Global macro overview for 04/08/2017:
The Bank of England decided to maintain the interest rate at the level of 0.25%, together with Asset Purchase Facility at the same level of 435Bln Pounds. Both decisions were in line with the market participants expectations. There was a 6-2 vote for the current decision from a 5-3 vote at the previous meeting (as expected). Hawkish member Forbes, who voted for a hike at the previous meeting, has left the committee while McCafferty and Saunders again voted for an immediate increase in rates to 0.50% level.

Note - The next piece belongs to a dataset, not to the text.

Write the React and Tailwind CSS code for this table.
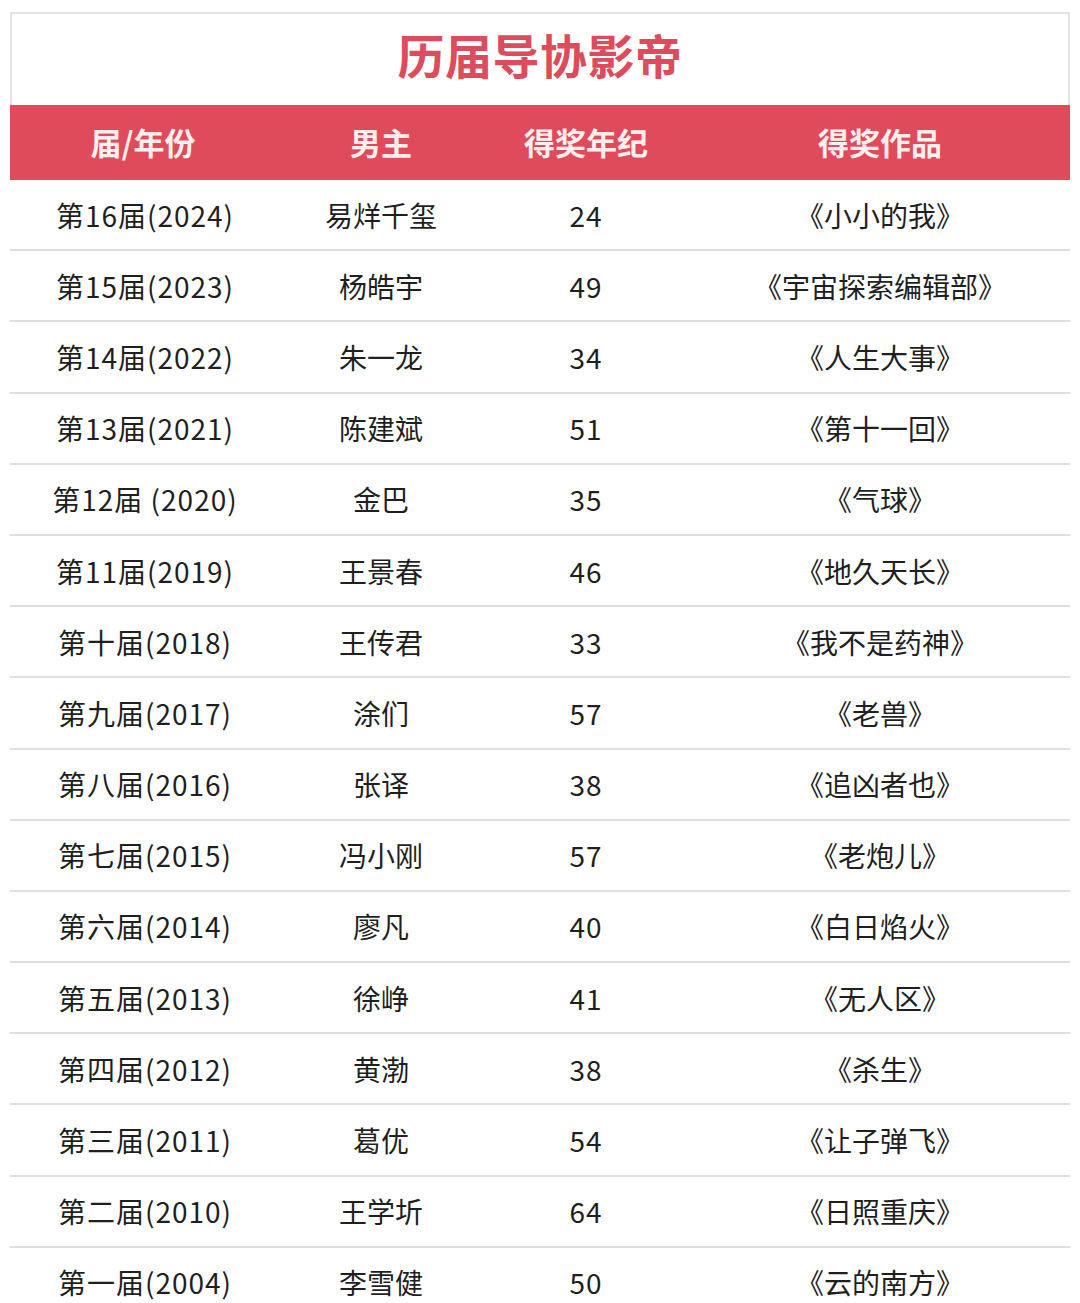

In the Monetary Policy Summary, the BoE stated that some tightening of policy will be required to meet the inflation forecast over the medium term and that policy could need to be tightened to a somewhat greater extent that the market expects if the economy meets forecasts. There were no changes in the inflation expectations since the last meeting, so BoE is still expecting inflation to reach at least 2.0% by the end of 2017. In the longer-term, the domestic inflationary pressures should even intensify but this situation will likely be caused entirely due to the effects of a fall in Sterling. Moreover, for the second time, the BoE stated, that bringing inflation back to target in the short term could be achieved only at the cost of higher unemployment an d a lesser growth in wages.
The overall tone of the report was rather dovish with little evidence at this stage that the bank is looking to consider a near-term policy tightening. This caused a sell-off in British Pound across the board from the recent highs.
Let's now take a look at the GBP/USD technical picture at the H4 timeframe. The market spiked down after the BoE decision but bounced from the navy trend line support around the level of 1.3113. Currently, the price is trading inside a narrow range between the levels of 1.3113 - 1.3161. The next technical resistance is seen at the level of 1.3190.